─── Data provided

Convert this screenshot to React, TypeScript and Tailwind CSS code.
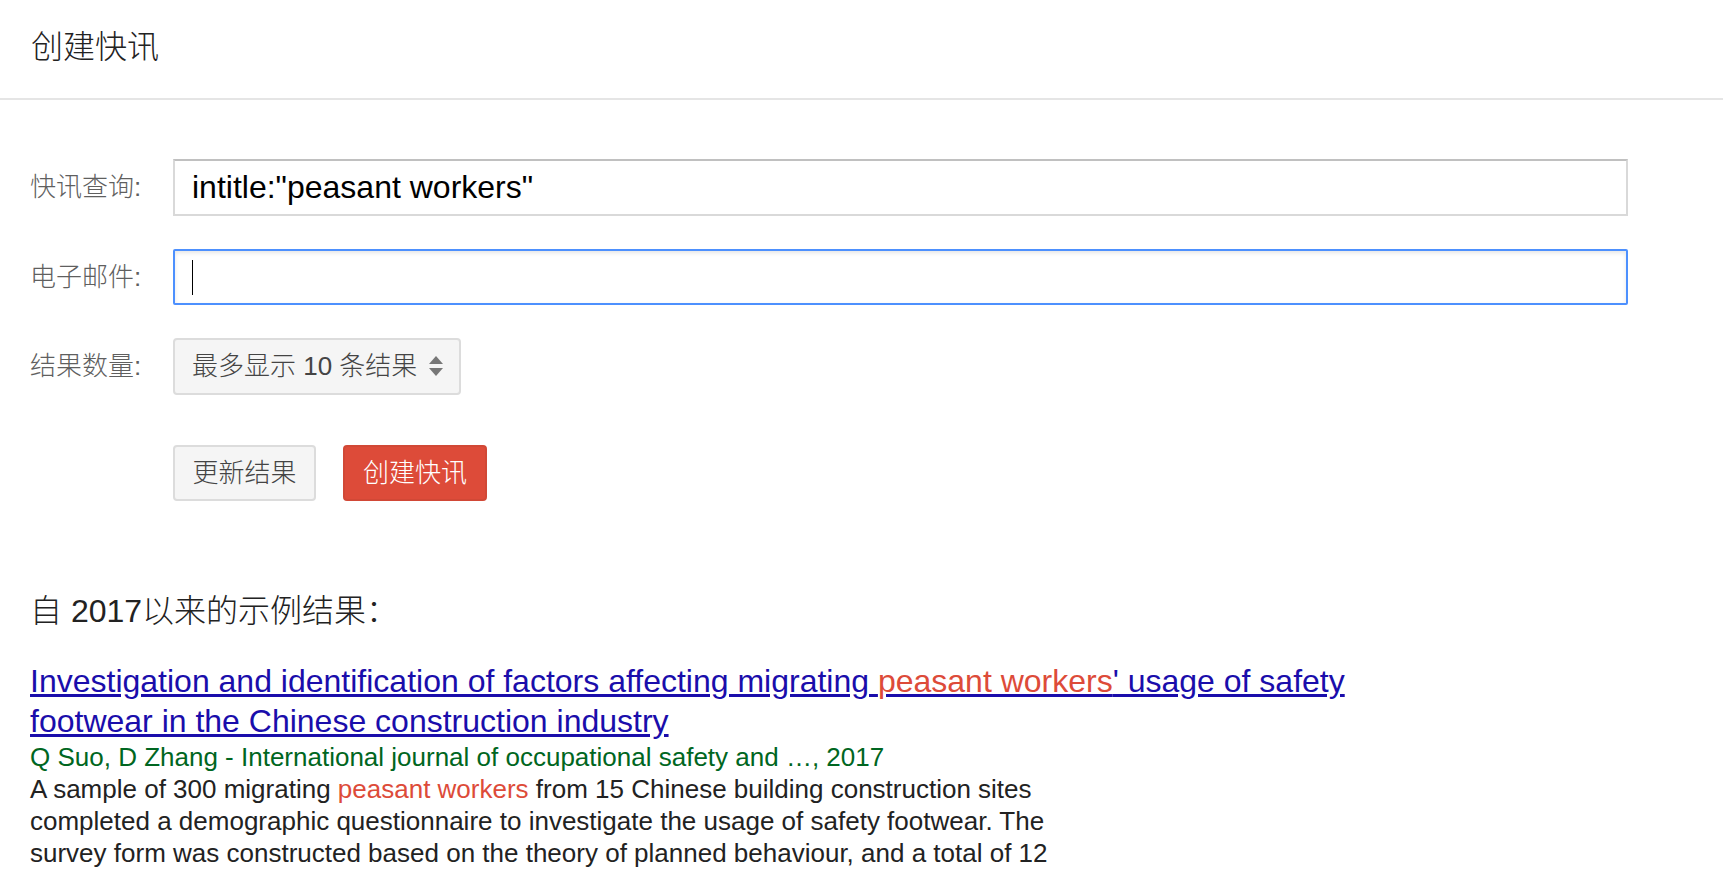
import React from "react";

const ArrowsIcon = () => (
  <svg width="14" height="21" viewBox="0 0 14 21" className="shrink-0">
    <path d="M7 0 L14 8 L0 8 Z" fill="#777" />
    <path d="M0 12 L14 12 L7 20 Z" fill="#777" />
  </svg>
);

export default function App() {
  return (
    <div className="min-h-screen bg-white font-['Liberation_Sans','Noto_Sans_CJK_SC',sans-serif]">
      {/* Header */}
      <div className="h-[100px] border-b-2 border-[#e5e5e5] flex items-center pl-[31px] pb-1">
        <h1 className="text-[32px] leading-[40px] text-[#222] font-light">创建快讯</h1>
      </div>

      {/* Alert form */}
      <div className="pl-[30px] pr-[95px] pt-[59px]">
        <div className="flex items-center h-[57px]">
          <label className="w-[143px] shrink-0 text-[26px] text-[#5f5f5f] font-light">快讯查询:</label>
          <input
            readOnly
            defaultValue={'intitle:"peasant workers"'}
            className="flex-1 h-[57px] px-[17px] border-2 border-[#d9d9d9] border-t-[#c0c0c0] text-[32px] text-black outline-none bg-white"
          />
        </div>

        <div className="flex items-center h-[56px] mt-[33px]">
          <label className="w-[143px] shrink-0 text-[26px] text-[#5f5f5f] font-light">电子邮件:</label>
          <div className="flex-1 h-[56px] px-[17px] border-2 border-[#4d90fe] rounded-[2px] shadow-[inset_0_2px_4px_rgba(0,0,0,0.1)] flex items-center">
            <span className="w-px h-[35px] bg-black" />
          </div>
        </div>

        <div className="flex items-center h-[57px] mt-[33px]">
          <label className="w-[143px] shrink-0 text-[26px] text-[#5f5f5f] font-light">结果数量:</label>
          <div className="w-[288px] h-[57px] pl-[17px] pr-[16px] bg-[#f5f5f5] border-2 border-[#dcdcdc] rounded-[4px] flex items-center justify-between">
            <span className="text-[26px] text-[#444] font-light whitespace-nowrap">最多显示 10 条结果</span>
            <ArrowsIcon />
          </div>
        </div>

        <div className="flex items-center gap-[27px] ml-[143px] mt-[50px]">
          <button className="w-[143px] h-[56px] bg-[#f5f5f5] border-2 border-[#dcdcdc] rounded-[4px] text-[26px] text-[#444] font-light">
            更新结果
          </button>
          <button className="w-[144px] h-[56px] bg-[#dd4b39] border-2 border-[#d14836] rounded-[4px] text-[26px] text-white font-light">
            创建快讯
          </button>
        </div>
      </div>

      {/* Sample results */}
      <div className="pl-[30px] mt-[90px]">
        <h2 className="text-[32px] leading-[40px] text-[#222] font-light">自 2017以来的示例结果：</h2>

        <div className="mt-[30px]">
          <a href="#" className="block max-w-[1400px] text-[32px] leading-[40px] text-[#1a0dab] underline">
            Investigation and identification of factors affecting migrating{" "}
            <span className="text-[#dd4b39]">peasant workers</span>&apos; usage of safety footwear in the Chinese
            construction industry
          </a>
          <div className="text-[26px] leading-[32px] text-[#006621]">
            Q Suo, D Zhang - International journal of occupational safety and …, 2017
          </div>
          <p className="max-w-[1060px] text-[26px] leading-[32px] text-[#222]">
            A sample of 300 migrating <span className="text-[#dd4b39]">peasant workers</span> from 15 Chinese building
            construction sites completed a demographic questionnaire to investigate the usage of safety footwear. The
            survey form was constructed based on the theory of planned behaviour, and a total of 12 questions were
            designed …
          </p>
        </div>
      </div>
    </div>
  );
}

──────

*What the task requires*. Retype each line of the listing above word for word. Exclude the pictures.

*Expected answer*.
Convert this screenshot to React, TypeScript and Tailwind CSS code.
import React from "react";

const ArrowsIcon = () => (
  <svg width="14" height="21" viewBox="0 0 14 21" className="shrink-0">
    <path d="M7 0 L14 8 L0 8 Z" fill="#777" />
    <path d="M0 12 L14 12 L7 20 Z" fill="#777" />
  </svg>
);

export default function App() {
  return (
    <div className="min-h-screen bg-white font-['Liberation_Sans','Noto_Sans_CJK_SC',sans-serif]">
      {/* Header */}
      <div className="h-[100px] border-b-2 border-[#e5e5e5] flex items-center pl-[31px] pb-1">
        <h1 className="text-[32px] leading-[40px] text-[#222] font-light">创建快讯</h1>
      </div>

      {/* Alert form */}
      <div className="pl-[30px] pr-[95px] pt-[59px]">
        <div className="flex items-center h-[57px]">
          <label className="w-[143px] shrink-0 text-[26px] text-[#5f5f5f] font-light">快讯查询:</label>
          <input
            readOnly
            defaultValue={'intitle:"peasant workers"'}
            className="flex-1 h-[57px] px-[17px] border-2 border-[#d9d9d9] border-t-[#c0c0c0] text-[32px] text-black outline-none bg-white"
          />
        </div>

        <div className="flex items-center h-[56px] mt-[33px]">
          <label className="w-[143px] shrink-0 text-[26px] text-[#5f5f5f] font-light">电子邮件:</label>
          <div className="flex-1 h-[56px] px-[17px] border-2 border-[#4d90fe] rounded-[2px] shadow-[inset_0_2px_4px_rgba(0,0,0,0.1)] flex items-center">
            <span className="w-px h-[35px] bg-black" />
          </div>
        </div>

        <div className="flex items-center h-[57px] mt-[33px]">
          <label className="w-[143px] shrink-0 text-[26px] text-[#5f5f5f] font-light">结果数量:</label>
          <div className="w-[288px] h-[57px] pl-[17px] pr-[16px] bg-[#f5f5f5] border-2 border-[#dcdcdc] rounded-[4px] flex items-center justify-between">
            <span className="text-[26px] text-[#444] font-light whitespace-nowrap">最多显示 10 条结果</span>
            <ArrowsIcon />
          </div>
        </div>

        <div className="flex items-center gap-[27px] ml-[143px] mt-[50px]">
          <button className="w-[143px] h-[56px] bg-[#f5f5f5] border-2 border-[#dcdcdc] rounded-[4px] text-[26px] text-[#444] font-light">
            更新结果
          </button>
          <button className="w-[144px] h-[56px] bg-[#dd4b39] border-2 border-[#d14836] rounded-[4px] text-[26px] text-white font-light">
            创建快讯
          </button>
        </div>
      </div>

      {/* Sample results */}
      <div className="pl-[30px] mt-[90px]">
        <h2 className="text-[32px] leading-[40px] text-[#222] font-light">自 2017以来的示例结果：</h2>

        <div className="mt-[30px]">
          <a href="#" className="block max-w-[1400px] text-[32px] leading-[40px] text-[#1a0dab] underline">
            Investigation and identification of factors affecting migrating{" "}
            <span className="text-[#dd4b39]">peasant workers</span>&apos; usage of safety footwear in the Chinese
            construction industry
          </a>
          <div className="text-[26px] leading-[32px] text-[#006621]">
            Q Suo, D Zhang - International journal of occupational safety and …, 2017
          </div>
          <p className="max-w-[1060px] text-[26px] leading-[32px] text-[#222]">
            A sample of 300 migrating <span className="text-[#dd4b39]">peasant workers</span> from 15 Chinese building
            construction sites completed a demographic questionnaire to investigate the usage of safety footwear. The
            survey form was constructed based on the theory of planned behaviour, and a total of 12 questions were
            designed …
          </p>
        </div>
      </div>
    </div>
  );
}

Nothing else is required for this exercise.